- **Exercise goal**
Go through the data below. Pull out every line that has the word "screenshot".

- **Entries shown**
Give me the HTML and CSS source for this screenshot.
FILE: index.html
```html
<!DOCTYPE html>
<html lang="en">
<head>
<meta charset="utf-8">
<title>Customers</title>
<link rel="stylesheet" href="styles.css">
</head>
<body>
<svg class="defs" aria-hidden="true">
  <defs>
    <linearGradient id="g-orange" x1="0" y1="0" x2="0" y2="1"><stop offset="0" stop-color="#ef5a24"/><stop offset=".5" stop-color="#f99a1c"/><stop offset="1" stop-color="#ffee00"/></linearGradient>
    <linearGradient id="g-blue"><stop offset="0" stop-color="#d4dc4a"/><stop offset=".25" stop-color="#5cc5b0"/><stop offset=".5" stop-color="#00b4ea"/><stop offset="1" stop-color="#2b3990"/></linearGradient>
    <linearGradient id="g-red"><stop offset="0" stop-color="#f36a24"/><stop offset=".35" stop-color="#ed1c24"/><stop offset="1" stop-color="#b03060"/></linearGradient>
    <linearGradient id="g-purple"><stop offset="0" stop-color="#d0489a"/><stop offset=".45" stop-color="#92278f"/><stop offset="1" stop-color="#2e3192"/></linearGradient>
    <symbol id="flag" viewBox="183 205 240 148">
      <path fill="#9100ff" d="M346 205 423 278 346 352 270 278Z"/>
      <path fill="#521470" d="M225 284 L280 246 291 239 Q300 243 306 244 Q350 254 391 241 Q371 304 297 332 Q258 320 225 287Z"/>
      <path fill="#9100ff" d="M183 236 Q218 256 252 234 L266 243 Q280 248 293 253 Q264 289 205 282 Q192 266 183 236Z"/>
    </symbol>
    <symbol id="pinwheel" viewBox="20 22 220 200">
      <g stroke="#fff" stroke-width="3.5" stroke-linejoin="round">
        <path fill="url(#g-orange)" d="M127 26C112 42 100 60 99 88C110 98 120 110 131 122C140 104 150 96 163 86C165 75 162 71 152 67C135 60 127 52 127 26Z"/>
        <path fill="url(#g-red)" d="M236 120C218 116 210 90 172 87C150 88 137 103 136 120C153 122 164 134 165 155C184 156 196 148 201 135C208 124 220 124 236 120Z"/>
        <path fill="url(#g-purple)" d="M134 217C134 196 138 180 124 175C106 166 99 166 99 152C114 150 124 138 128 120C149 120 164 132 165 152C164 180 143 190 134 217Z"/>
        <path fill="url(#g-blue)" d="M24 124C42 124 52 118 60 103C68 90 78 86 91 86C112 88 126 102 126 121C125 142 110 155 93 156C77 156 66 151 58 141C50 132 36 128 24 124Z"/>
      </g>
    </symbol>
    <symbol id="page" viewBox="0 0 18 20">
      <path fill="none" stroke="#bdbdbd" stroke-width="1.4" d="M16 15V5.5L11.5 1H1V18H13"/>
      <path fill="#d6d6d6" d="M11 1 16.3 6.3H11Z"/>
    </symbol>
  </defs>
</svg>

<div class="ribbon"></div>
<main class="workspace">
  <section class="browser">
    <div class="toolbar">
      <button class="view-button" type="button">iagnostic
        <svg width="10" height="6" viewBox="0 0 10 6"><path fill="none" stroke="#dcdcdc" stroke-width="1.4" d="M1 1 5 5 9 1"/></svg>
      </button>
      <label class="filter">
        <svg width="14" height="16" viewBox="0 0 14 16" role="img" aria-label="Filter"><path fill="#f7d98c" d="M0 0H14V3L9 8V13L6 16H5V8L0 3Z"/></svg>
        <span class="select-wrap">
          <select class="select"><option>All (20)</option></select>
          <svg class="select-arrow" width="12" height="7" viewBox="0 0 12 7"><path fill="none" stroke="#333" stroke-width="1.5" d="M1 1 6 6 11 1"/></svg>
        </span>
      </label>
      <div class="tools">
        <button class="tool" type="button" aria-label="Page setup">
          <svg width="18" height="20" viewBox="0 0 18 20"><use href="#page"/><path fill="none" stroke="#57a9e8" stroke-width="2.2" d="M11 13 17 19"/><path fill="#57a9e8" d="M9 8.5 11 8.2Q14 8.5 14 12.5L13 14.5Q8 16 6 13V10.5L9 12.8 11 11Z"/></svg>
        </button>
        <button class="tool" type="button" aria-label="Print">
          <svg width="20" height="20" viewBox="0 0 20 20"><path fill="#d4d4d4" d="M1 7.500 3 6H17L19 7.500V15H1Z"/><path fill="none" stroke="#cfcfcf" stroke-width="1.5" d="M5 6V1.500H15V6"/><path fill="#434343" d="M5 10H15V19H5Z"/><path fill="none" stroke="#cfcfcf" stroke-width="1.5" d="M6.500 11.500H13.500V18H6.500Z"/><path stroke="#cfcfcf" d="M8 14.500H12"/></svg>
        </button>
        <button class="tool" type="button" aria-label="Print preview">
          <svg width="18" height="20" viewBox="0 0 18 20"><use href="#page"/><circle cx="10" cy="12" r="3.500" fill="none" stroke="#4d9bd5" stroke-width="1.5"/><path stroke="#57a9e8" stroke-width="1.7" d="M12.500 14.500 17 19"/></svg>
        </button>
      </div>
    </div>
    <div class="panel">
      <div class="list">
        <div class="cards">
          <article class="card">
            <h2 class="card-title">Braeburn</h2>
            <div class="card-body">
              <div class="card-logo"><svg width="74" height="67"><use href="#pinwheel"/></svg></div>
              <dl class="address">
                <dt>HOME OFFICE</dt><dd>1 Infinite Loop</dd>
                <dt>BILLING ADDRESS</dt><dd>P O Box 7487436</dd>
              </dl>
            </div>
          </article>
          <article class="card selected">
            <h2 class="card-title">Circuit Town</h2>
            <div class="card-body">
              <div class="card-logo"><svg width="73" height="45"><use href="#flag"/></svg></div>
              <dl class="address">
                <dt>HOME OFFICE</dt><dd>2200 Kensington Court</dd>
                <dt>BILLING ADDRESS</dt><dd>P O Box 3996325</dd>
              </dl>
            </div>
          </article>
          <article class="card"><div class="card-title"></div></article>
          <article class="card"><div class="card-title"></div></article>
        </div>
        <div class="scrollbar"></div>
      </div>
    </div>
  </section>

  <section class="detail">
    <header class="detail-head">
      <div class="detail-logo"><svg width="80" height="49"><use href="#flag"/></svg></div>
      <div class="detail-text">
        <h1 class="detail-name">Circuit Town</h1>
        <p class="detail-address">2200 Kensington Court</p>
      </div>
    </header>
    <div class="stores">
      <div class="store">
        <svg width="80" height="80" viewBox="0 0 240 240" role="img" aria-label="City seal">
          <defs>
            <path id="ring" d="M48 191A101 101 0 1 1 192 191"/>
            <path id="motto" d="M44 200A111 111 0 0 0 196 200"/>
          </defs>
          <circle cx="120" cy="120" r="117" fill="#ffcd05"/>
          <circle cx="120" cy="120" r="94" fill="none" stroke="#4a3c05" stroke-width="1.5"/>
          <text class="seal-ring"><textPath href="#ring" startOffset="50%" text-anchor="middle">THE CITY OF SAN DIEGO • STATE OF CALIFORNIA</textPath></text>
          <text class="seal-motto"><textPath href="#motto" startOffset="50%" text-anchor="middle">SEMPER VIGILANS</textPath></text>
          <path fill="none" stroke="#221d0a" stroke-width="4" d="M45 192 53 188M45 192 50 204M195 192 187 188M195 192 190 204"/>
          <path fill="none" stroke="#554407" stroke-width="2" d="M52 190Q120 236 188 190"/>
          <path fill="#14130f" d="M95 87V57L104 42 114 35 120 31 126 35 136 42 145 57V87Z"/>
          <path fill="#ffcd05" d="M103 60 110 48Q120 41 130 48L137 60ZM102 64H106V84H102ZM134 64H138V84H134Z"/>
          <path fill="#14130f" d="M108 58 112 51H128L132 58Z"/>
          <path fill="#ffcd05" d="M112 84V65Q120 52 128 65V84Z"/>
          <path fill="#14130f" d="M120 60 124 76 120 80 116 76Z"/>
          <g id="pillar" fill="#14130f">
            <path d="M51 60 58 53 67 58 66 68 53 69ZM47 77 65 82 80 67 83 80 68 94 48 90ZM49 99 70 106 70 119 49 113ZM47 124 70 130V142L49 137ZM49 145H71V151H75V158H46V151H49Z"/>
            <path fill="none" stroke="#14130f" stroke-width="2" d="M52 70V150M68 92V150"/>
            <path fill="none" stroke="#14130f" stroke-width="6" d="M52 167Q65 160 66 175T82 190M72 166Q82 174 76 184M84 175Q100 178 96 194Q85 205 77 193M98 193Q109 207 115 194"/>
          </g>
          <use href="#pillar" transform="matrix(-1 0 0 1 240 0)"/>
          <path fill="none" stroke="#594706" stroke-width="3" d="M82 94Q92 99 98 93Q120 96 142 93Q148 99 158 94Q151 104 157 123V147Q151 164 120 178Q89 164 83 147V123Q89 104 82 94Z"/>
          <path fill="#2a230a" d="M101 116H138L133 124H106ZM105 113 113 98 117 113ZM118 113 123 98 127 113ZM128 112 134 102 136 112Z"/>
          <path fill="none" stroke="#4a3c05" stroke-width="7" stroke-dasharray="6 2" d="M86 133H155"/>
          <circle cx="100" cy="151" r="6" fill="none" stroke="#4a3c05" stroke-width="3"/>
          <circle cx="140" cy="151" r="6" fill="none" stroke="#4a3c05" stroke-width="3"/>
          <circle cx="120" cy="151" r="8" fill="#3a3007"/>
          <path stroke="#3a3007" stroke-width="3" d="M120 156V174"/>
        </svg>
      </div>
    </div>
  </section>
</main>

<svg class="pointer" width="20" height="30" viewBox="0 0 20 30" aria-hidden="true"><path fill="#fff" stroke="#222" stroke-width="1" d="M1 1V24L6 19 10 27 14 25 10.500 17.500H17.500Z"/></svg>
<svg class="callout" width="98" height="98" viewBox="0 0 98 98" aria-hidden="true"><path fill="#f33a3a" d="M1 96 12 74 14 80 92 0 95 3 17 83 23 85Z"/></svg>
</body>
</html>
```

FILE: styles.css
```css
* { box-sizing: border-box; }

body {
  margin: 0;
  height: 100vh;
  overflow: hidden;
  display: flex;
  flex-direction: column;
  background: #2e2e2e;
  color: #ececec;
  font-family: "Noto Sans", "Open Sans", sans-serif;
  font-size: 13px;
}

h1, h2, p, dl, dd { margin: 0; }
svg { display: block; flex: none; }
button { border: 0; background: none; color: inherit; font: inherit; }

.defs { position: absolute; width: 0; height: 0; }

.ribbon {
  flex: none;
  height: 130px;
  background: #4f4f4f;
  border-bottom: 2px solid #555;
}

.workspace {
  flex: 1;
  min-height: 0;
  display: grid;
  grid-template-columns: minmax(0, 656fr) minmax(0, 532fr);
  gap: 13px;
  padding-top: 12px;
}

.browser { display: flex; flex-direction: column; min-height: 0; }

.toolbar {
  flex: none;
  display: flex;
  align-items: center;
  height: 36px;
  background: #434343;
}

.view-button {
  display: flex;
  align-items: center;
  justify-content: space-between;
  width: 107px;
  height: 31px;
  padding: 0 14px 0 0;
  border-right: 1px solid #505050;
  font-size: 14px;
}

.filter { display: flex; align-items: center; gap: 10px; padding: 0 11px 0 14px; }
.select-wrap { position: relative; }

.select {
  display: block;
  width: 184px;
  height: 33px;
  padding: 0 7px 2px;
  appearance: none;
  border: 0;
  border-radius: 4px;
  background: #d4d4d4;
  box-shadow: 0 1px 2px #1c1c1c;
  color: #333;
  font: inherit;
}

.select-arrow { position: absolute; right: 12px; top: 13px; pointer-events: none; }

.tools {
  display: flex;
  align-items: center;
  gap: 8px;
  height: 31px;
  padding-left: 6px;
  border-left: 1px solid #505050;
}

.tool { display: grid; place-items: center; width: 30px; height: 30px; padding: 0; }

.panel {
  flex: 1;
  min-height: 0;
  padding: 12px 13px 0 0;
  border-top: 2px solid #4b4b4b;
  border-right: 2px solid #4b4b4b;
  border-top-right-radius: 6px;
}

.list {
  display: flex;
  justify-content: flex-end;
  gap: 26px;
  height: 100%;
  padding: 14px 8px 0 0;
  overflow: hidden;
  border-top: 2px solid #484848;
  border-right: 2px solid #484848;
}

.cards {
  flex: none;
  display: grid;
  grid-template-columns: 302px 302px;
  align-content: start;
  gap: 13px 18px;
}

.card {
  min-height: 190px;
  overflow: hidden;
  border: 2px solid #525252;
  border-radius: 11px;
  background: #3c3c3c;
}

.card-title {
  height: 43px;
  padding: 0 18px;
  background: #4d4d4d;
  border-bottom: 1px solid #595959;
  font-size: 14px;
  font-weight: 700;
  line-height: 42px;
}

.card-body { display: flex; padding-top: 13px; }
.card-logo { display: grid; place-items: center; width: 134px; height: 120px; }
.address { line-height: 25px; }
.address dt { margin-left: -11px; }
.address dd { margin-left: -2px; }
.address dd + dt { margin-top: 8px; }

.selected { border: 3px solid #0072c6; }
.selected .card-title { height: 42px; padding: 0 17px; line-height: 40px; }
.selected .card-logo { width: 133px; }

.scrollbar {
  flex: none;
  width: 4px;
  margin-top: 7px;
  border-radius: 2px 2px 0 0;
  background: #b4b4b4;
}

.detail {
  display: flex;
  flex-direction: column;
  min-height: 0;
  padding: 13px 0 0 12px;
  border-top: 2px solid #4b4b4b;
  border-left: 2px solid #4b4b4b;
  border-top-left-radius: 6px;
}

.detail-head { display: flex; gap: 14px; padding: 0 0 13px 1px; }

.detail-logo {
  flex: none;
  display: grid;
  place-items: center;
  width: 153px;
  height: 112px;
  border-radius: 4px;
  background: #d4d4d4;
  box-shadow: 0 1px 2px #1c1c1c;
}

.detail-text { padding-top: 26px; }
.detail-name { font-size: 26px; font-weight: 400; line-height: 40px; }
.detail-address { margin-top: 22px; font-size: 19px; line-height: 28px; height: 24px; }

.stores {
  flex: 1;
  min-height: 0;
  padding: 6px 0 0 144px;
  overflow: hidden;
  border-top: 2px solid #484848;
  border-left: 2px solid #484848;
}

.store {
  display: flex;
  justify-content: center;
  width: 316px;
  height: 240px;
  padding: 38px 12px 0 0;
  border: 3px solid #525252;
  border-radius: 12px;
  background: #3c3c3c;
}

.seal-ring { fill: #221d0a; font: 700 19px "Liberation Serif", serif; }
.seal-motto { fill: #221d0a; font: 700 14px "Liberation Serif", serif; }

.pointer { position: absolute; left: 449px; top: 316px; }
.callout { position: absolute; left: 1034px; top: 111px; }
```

* * *

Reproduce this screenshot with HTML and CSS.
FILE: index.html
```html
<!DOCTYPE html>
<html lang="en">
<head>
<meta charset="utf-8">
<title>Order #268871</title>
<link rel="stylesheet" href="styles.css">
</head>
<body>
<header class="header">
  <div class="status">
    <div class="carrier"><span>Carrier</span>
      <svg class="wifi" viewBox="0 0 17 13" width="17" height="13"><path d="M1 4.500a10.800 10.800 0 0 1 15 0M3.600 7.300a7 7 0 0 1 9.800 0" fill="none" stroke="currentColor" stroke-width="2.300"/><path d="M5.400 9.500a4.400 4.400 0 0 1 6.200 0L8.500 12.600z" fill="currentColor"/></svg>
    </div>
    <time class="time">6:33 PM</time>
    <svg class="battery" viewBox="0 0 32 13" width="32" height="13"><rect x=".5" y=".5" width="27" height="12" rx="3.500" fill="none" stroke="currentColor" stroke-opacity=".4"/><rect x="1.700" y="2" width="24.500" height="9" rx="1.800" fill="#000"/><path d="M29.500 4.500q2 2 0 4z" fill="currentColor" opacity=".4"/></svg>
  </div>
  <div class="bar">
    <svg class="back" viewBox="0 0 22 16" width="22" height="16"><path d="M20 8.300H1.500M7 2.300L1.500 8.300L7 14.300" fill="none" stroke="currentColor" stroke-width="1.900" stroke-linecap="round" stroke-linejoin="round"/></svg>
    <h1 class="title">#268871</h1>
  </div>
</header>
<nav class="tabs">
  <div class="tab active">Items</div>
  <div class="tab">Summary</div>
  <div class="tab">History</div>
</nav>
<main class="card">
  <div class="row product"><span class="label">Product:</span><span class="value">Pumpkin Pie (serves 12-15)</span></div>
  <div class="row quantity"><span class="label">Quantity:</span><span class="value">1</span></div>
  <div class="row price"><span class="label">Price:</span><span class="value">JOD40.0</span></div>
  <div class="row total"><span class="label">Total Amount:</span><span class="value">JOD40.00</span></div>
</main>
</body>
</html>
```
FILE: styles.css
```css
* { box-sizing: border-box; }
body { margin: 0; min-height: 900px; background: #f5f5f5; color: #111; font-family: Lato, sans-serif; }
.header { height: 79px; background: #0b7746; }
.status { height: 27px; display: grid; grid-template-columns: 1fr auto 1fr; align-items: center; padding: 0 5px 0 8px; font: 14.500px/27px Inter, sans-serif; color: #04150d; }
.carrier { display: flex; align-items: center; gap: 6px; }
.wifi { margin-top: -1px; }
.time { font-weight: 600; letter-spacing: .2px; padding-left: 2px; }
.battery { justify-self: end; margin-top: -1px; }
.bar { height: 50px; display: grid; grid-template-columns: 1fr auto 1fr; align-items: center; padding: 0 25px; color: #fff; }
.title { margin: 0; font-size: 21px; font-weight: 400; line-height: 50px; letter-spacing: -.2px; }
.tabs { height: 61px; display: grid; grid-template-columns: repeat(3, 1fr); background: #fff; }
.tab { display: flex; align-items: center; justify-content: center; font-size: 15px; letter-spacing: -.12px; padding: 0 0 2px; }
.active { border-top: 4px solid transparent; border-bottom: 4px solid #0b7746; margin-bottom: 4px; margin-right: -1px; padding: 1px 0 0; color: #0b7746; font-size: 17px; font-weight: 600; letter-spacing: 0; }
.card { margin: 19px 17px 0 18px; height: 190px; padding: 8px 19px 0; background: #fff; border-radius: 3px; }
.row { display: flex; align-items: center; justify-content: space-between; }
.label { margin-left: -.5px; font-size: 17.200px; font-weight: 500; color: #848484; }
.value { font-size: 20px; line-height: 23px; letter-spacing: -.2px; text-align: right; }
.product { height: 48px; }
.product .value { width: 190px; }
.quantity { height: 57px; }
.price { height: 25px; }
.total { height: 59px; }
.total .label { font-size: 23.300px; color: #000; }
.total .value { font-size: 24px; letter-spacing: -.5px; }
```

- **Response to this exercise**
Give me the HTML and CSS source for this screenshot.
Reproduce this screenshot with HTML and CSS.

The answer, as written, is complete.